Addressing hundreds of sweat-drenched party-goers on Friday night, Tokini Peterside, the founder of the Art X Lagos fair, announced that Nigerian art would no longer be defined by outsiders. Peterside promised that the artists exhibited at the fair would show the world “what it really means to be an individual, to stand out, to have no fear, to not conform, to play the game the way we want to play.”
In 2016 Peterside shook up the Nigerian art scene with the launch of Art X Lagos, the country’s first major international art fair. The fourth edition of the fair, which opened on Friday at a new venue in the heavily-fortified grounds of Lagos’s Federal Palace Hotel on Victoria Island, was more than double the size of the first at 22 galleries (though that is still small by international art fair standards).
This year over 93 artists from more than 24 countries were exhibited, but with a sustained focus on those from Nigeria, the surrounding region and the West African diaspora. “By expanding the number of collectors, I want to create an infrastructure for artists to work,” Peterside says.
The daughter of a Lagos banking entrepreneur and a psychologist, Peterside, now 34, studied law at the London School of Economics and started collecting African art at the age of 23 after returning home to Lagos in 2008. She recalls a “quiet art scene” dominated by “a small group of collectors”.
The stasis in collecting circles directly impacted on Lagos artists’ ability to have their work seen, or to benefit from opportunities like mentorship schemes, grants or residencies, Peterside says: “There is a mass of talent in Nigeria, and there has been for a long time. I was concerned, if the demand pool remained so small, with very little attempts to grow it, what it would mean for the sustainability of the market.”
The fair’s opening ceremony was awash with the Lagos elite, including the garlanded presence of Nigeria’s Vice President, Yemi Osinbajo. On the following evening, a decidedly younger and more raucous crowd of Lagos ingénues arrived to dance to Art X Live, a series of visual performances headlined by local celebrity and electro-fusion artist WurlD.

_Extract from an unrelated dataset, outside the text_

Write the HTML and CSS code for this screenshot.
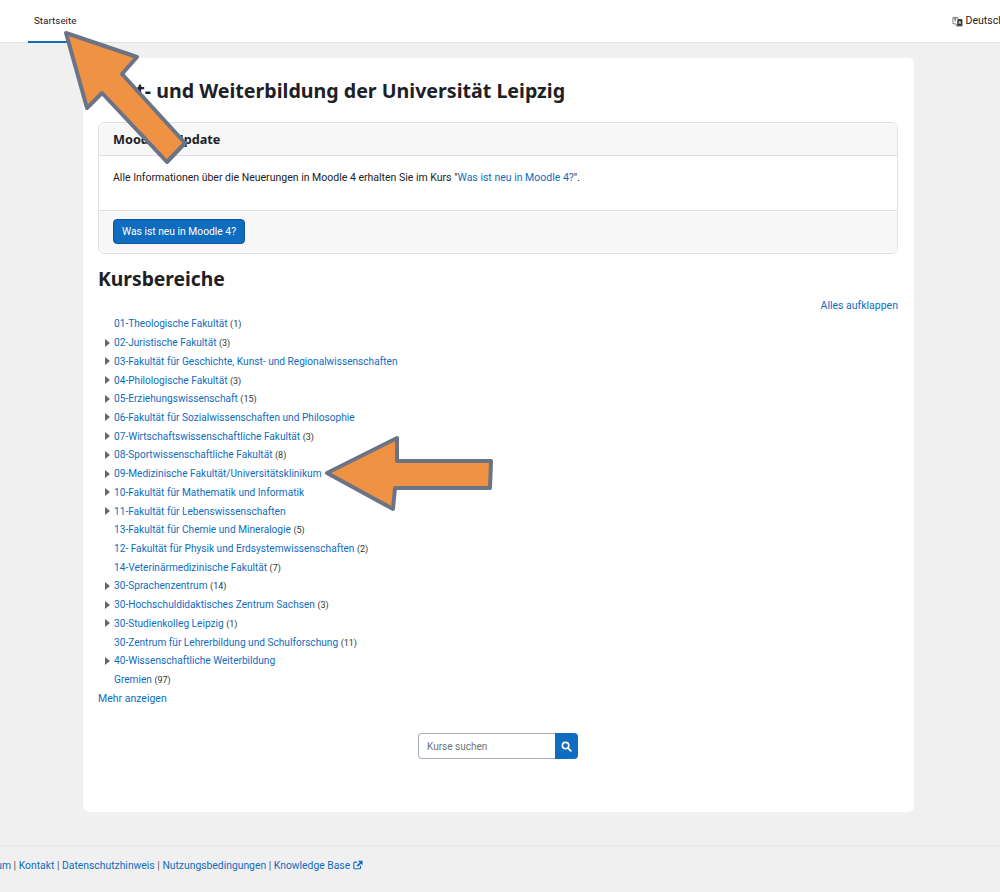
FILE: index.html
```html
<!DOCTYPE html>
<html lang="de">
<head>
<meta charset="utf-8">
<title>Moodle</title>
<link rel="stylesheet" href="styles.css">
</head>
<body>
<header class="topbar">
  <nav class="tabs"><a class="tab active" href="#">Startseite</a></nav>
  <div class="lang">
    <svg class="lang-icon" viewBox="0 0 12 12" width="11" height="11"><path d="M1 1.500h5l1 2.500h4v7H5l-1-2.500H1z" fill="#fff" stroke="#555" stroke-width="0.8"/><path d="M6 3.500h5v7H5.500z" fill="#333"/><path d="M2 3h3M3.500 3v3" stroke="#333" stroke-width="0.8" fill="none"/><path d="M7.500 8.500l1-3 1 3M8 7.500h1" stroke="#fff" stroke-width="0.8" fill="none"/></svg>
    <span>Deutsch</span>
  </div>
</header>
<main class="card">
  <h1 class="title">Fort- und Weiterbildung der Universität Leipzig</h1>
  <section class="panel">
    <div class="panel-head">Moodle 4 Update</div>
    <div class="panel-body">Alle Informationen über die Neuerungen in Moodle 4 erhalten Sie im Kurs "<a href="#">Was ist neu in Moodle 4?</a>".</div>
    <div class="panel-foot"><a class="btn" href="#">Was ist neu in Moodle 4?</a></div>
  </section>
  <h2 class="heading">Kursbereiche</h2>
  <div class="expand"><a href="#">Alles aufklappen</a></div>
  <ul class="cats">
    <li><a href="#">01-Theologische Fakultät</a> <small>(1)</small></li>
    <li class="has"><a href="#">02-Juristische Fakultät</a> <small>(3)</small></li>
    <li class="has"><a href="#">03-Fakultät für Geschichte, Kunst- und Regionalwissenschaften</a></li>
    <li class="has"><a href="#">04-Philologische Fakultät</a> <small>(3)</small></li>
    <li class="has"><a href="#">05-Erziehungswissenschaft</a> <small>(15)</small></li>
    <li class="has"><a href="#">06-Fakultät für Sozialwissenschaften und Philosophie</a></li>
    <li class="has"><a href="#">07-Wirtschaftswissenschaftliche Fakultät</a> <small>(3)</small></li>
    <li class="has"><a href="#">08-Sportwissenschaftliche Fakultät</a> <small>(8)</small></li>
    <li class="has"><a href="#">09-Medizinische Fakultät/Universitätsklinikum</a></li>
    <li class="has"><a href="#">10-Fakultät für Mathematik und Informatik</a></li>
    <li class="has"><a href="#">11-Fakultät für Lebenswissenschaften</a></li>
    <li><a href="#">13-Fakultät für Chemie und Mineralogie</a> <small>(5)</small></li>
    <li><a href="#">12- Fakultät für Physik und Erdsystemwissenschaften</a> <small>(2)</small></li>
    <li><a href="#">14-Veterinärmedizinische Fakultät</a> <small>(7)</small></li>
    <li class="has"><a href="#">30-Sprachenzentrum</a> <small>(14)</small></li>
    <li class="has"><a href="#">30-Hochschuldidaktisches Zentrum Sachsen</a> <small>(3)</small></li>
    <li class="has"><a href="#">30-Studienkolleg Leipzig</a> <small>(1)</small></li>
    <li><a href="#">30-Zentrum für Lehrerbildung und Schulforschung</a> <small>(11)</small></li>
    <li class="has"><a href="#">40-Wissenschaftliche Weiterbildung</a></li>
    <li><a href="#">Gremien</a> <small>(97)</small></li>
  </ul>
  <div class="more"><a href="#">Mehr anzeigen</a></div>
  <form class="search">
    <input class="search-input" type="text" placeholder="Kurse suchen">
    <button class="search-btn" type="button" aria-label="Suchen">
      <svg viewBox="0 0 12 12" width="11" height="11"><circle cx="5" cy="5" r="3.500" fill="none" stroke="#fff" stroke-width="1.700"/><path d="M7.700 7.700l3 3" stroke="#fff" stroke-width="2" stroke-linecap="round"/></svg>
    </button>
  </form>
</main>
<footer class="foot">
  <div class="foot-links">
    <a href="#">Impressum</a> | <a href="#">Kontakt</a> | <a href="#">Datenschutzhinweis</a> | <a href="#">Nutzungsbedingungen</a> | <a href="#">Knowledge Base</a>
    <svg class="ext" viewBox="0 0 12 12" width="10" height="10"><path d="M9 7v2.500a1 1 0 0 1-1 1H2a1 1 0 0 1-1-1V3.500a1 1 0 0 1 1-1h3" fill="none" stroke="#0f6cbf" stroke-width="1.300"/><path d="M6 1h5.500v5.200L9.600 4.400 5.800 8.200 4.300 6.700l3.800-3.800z" fill="#0f6cbf"/></svg>
  </div>
</footer>
<svg class="arrow" viewBox="0 0 1000 892" width="1000" height="892">
  <path d="M66 33L137 57L122 74L185 143L167 162L102 93L87 108Z" fill="#f09243" stroke="#6b7385" stroke-width="4" stroke-linejoin="round"/>
  <path d="M327 473L397 438L397 461L491 461L490 488L395 488L393 509Z" fill="#f09243" stroke="#6b7385" stroke-width="4" stroke-linejoin="round"/>
</svg>
</body>
</html>
```
FILE: styles.css
```css
* { box-sizing: border-box; }
html, body { margin: 0; padding: 0; height: 892px; overflow: hidden; }
body {
  background: #f0f0f1;
  color: #1d2125;
  font-family: Roboto, "Noto Sans", sans-serif;
  font-size: 10.5px;
  line-height: 1.5;
  position: relative;
}
a { color: #0f6cbf; text-decoration: none; }

.topbar {
  height: 43px;
  background: #fff;
  border-bottom: 1px solid #dee2e6;
  display: flex;
  justify-content: space-between;
  padding-left: 28px;
  margin-right: -4px;
}
.tabs { display: flex; }
.tab {
  color: #1d2125;
  font-size: 9.900px;
  padding: 0 6px;
  height: 43px;
  line-height: 42px;
  border-bottom: 2px solid #0f6cbf;
}
.lang { display: flex; align-items: center; gap: 3px; height: 42px; }
.lang-icon { display: block; }

.card {
  width: 831px;
  height: 754px;
  margin: 15px 0 0 83px;
  background: #fff;
  border-radius: 6px;
  padding: 18px 16px 0 15px;
}
.title {
  margin: 0 0 0 6.500px;
  font-family: "Noto Sans", sans-serif;
  font-size: 19.630px;
  font-weight: 700;
  line-height: 30px;
}
.panel {
  margin-top: 16px;
  border: 1px solid #dee2e6;
  border-radius: 6px;
  overflow: hidden;
}
.panel-head {
  height: 33px;
  padding: 0 14px;
  background: #f7f7f7;
  border-bottom: 1px solid #dee2e6;
  font-family: "Noto Sans", sans-serif;
  font-size: 12.700px;
  font-weight: 700;
  line-height: 32px;
}
.panel-body { height: 54px; padding: 14px 14px 0; }
.panel-foot {
  height: 43px;
  padding: 8px 14px;
  background: #f7f7f7;
  border-top: 1px solid #dee2e6;
}
.btn {
  display: inline-block;
  height: 25px;
  line-height: 23px;
  padding: 0 8px;
  font-size: 10.300px;
  color: #fff;
  background: #0f6cbf;
  border: 1px solid #0c5699;
  border-radius: 4px;
}
.heading {
  margin: 10px 0 0;
  font-family: "Noto Sans", sans-serif;
  font-size: 19.300px;
  font-weight: 700;
  line-height: 30px;
}
.expand { text-align: right; margin-top: 3px; line-height: 18px; }
.cats { list-style: none; margin: 0; padding: 0.4px 0 0; font-size: 10.150px; }
.cats li {
  position: relative;
  height: 18.72px;
  line-height: 18.72px;
  padding-left: 16px;
}
.cats small { font-size: 9px; color: #333; }
.cats li.has::before {
  content: "";
  position: absolute;
  left: 7px;
  top: 4.500px;
  border-left: 5px solid #666;
  border-top: 4.500px solid transparent;
  border-bottom: 4.500px solid transparent;
}
.more { line-height: 18px; padding-top: 0.6px; height: 18px; }
.search { display: flex; width: 160px; height: 26px; margin: 25.600px auto 0; }
.search-input {
  flex: 1;
  min-width: 0;
  border: 1px solid #a9adb5;
  border-right: 0;
  border-radius: 4px 0 0 4px;
  padding: 0 8px;
  font: inherit;
  font-size: 10px;
  outline: 0;
}
.search-input::placeholder { color: #6a737b; opacity: 1; }
.search-btn {
  width: 23px;
  padding: 0;
  border: 0;
  background: #0f6cbf;
  border-radius: 0 4px 4px 0;
  display: flex;
  align-items: center;
  justify-content: center;
}

.foot {
  margin-top: 33px;
  border-top: 2px solid #e9e9ee;
  height: 46px;
}
.foot-links { margin-left: -41px; padding-top: 11px; font-size: 10.350px; color: #555; white-space: nowrap; }
.ext { vertical-align: -0.5px; }

.arrow { position: absolute; left: 0; top: 0; pointer-events: none; }
```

Art X Lagos has coincided with a spike in interest in African art from European institutions; delegates from the Smithsonian, Centre Pompidou and Tate Modern, including Osei Bonsu, the recently-named international art curator for the African arm of Tate Modern, were present at the fair. Yet Peterside says that attracting international attention, whilst welcome, is not the fair’s primary focus. “We have a laser focus in pursuing our own mandate, which we have designed with our communities in mind,” she says. “When I launched this, I didn’t do it because I wanted thousands of international collectors to fly in and buy African art. No. My first area of focus was converting affluent Nigerians, and ensuring they become supporters and patrons of the city’s artists.”
The art on show is noticeably figurative rather than conceptual, and with a distinct focus on portraiture. In a young nation, and in the context of a poverty-stricken city further disrupted by vertiginous development, some curators posit this focus could in part be understood by an attempt to explore, define and assert identity issues. “In Nigerian culture, art has traditionally been an object of beautification,” Peterside says. “We’ve still held on to that. We’re still not willing to embrace what’s happening in Europe, which is that art moves beyond the aesthetic and goes purely to the conceptual. Collectors here want work that, after a long day grinding through the Lagos traffic, gives them pleasure.”
Many of the works here are indeed beautiful, such as the work of Jems Koko Bi and Kassou Seydou from Côte d’Ivoire’s Galerie Cécile Fakhoury, and the more abstracted work of Ablade Glover, shown at Accra’s Gallery 1957. Yet the fair is also notable for the inclusion of Peju Alatise’s conceptual sculpture The Other Side of the Coin, Born Not to Suffer. Kavita Chellaram, the founder of Lagos gallery and auction house Arthouse Contemporary, describes Alatise as “the leading female artist in the country.” For a city home to many hugely wealthy individuals—including four billionaires—but also children who must beg for food at car windows, Alatise’s work acts as a challenge “to the one per cent who live in a bubble and don’t realise how difficult life is,” Chellaram says.
Also of note was the work of the self-taught documentary photographer Etinosa Yvonne, from Benin City, Nigeria, who was awarded the 2019 Access Bank ART X Prize, and will now spend the next year developing her montage portraits of survivors of Nigerian terrorism. “A series that is very personal to me,” Yvonne says, the work explores the hidden experiences of post-traumatic stress disorder on a wide-range of Nigerian citizens. The results of Yvonne’s residency will be exhibited at Art X Lagos 2021, the next step in the life-cycle of a fair that seems set to continue to revolutionise the West African art market.